The arrest of Raziak was the latest in a series of arrests of journalists by U.S. forces in Iraq in recent years.

Another locally prominent journalist in Tikrit, Ahmed al-Majun, was arrested on June 23 but was released without charge four days later. Al-Majun, a free-lancer who is also the president of the local branch of the Iraq Journalists Union, said he was interrogated during his confinement but refused to say more, according to the Journalistic Freedom Observatory.

Raziak had been detained once before, in August 2004, when he was stopped at a checkpoint near Tikrit. He was held for two months at that time and then released without charge.

Three AP employees have been detained in Iraq by U.S. or Iraqi forces since the April 16 release of Hussein. The other two were released without charge.

U.S. authorities freed Hussein, who had been arrested in Ramadi in 2006, after two Iraqi panels reviewed his case and ordered his release under an amnesty law enacted this year to encourage reconciliation among the country's ethnic and religious groups.

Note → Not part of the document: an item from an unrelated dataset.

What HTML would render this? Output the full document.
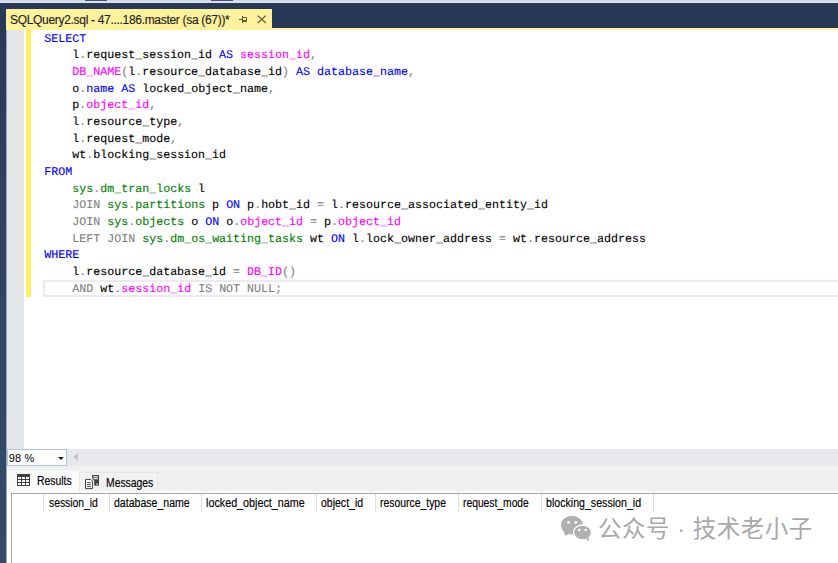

At the time of his release, U.S. officials said Hussein was no longer considered a security threat.

All Original Content Copyright 2006-2008 American Family News Network - All Rights Reserved.

Fri Jul 11, 2008 12:44pm EDT

By Dean Yates

BAGHDAD (Reuters) - The U.S. military said on Friday it was still processing a request by Reuters for video footage from U.S. helicopters and other materials relating to the killing of two Iraqi staff in Baghdad a year ago.

Reuters photographer Namir Noor-Eldeen, 22, and driver Saeed Chmagh, 40, were killed in a U.S. helicopter air strike in eastern Baghdad on July 12, 2007.

Reuters wants all the materials to be able to study what happened. Access to the video, taken from helicopters involved in the attack, could also help improve Reuters' safety policies in Iraq , the world's most dangerous country for journalists.

Noor-Eldeen and Chmagh had gone to eastern Baghdad after hearing of a military raid on a building around dawn that day, and were with a group of men at the time. It is believed two or three of these men may have been carrying weapons, although witnesses said none were assuming a hostile posture.

The U.S. military said the helicopter attack, in which nine other people were killed, occurred after security forces came under fire.

Video from two U.S. Apache helicopters and photographs taken of the scene were shown to Reuters editors in Baghdad on July 25, 2007 in an off-the-record briefing.

U.S. military officers who presented the materials said Reuters had to make a request under the Freedom of Information Act (FOIA) to get copies. This request was made the same day.

Reuters News Chief Counsel Thomas Kim wrote to the U.S. Central Command on Thursday, saying the media organization had not received any formal response in nearly a year.

In an email on Friday, the Central Command said the request was still being processed, adding it could not give a timeframe for when this would be completed.

MEDIA SAFETY

Kim noted that a recent Pentagon probe into the killing of another Reuters journalist by U.S. troops in Baghdad in 2005 identified a "serious inconsistency" between media safety practices and the expectations of U.S. forces in Iraq .

That report, by the Defense Department's inspector general, the Pentagon's watchdog agency, predicted additional shootings were "likely to reoccur" unless the situation was resolved.

"The materials requested by this FOIA request may contain information relevant to the recommendations for avoiding a re-occurrence of this tragedy; accordingly, we believe that there is a compelling need for their release and that such release should be made as quickly as possible," Kim wrote.

There had been reports of clashes between U.S. forces and gunmen but there was no fighting on the streets in which Noor-Eldeen and Chmagh were moving about with the group of men.

Besides Noor-Eldeen and Chmagh, four other journalists working for Reuters have been killed by American soldiers in Iraq since the U.S.-led invasion in 2003.

The U.S. military has said its troops acted lawfully in all those cases. An Iraqi working as a translator for Reuters was also shot dead by unknown gunmen in Baghdad on July 11, 2007.

At least 179 reporters and media assistants have been killed in Iraq since the invasion, according to the New York-based Committee to Protect Journalists.

Noor-Eldeen and Chmagh were much loved members of the Reuters Baghdad bureau.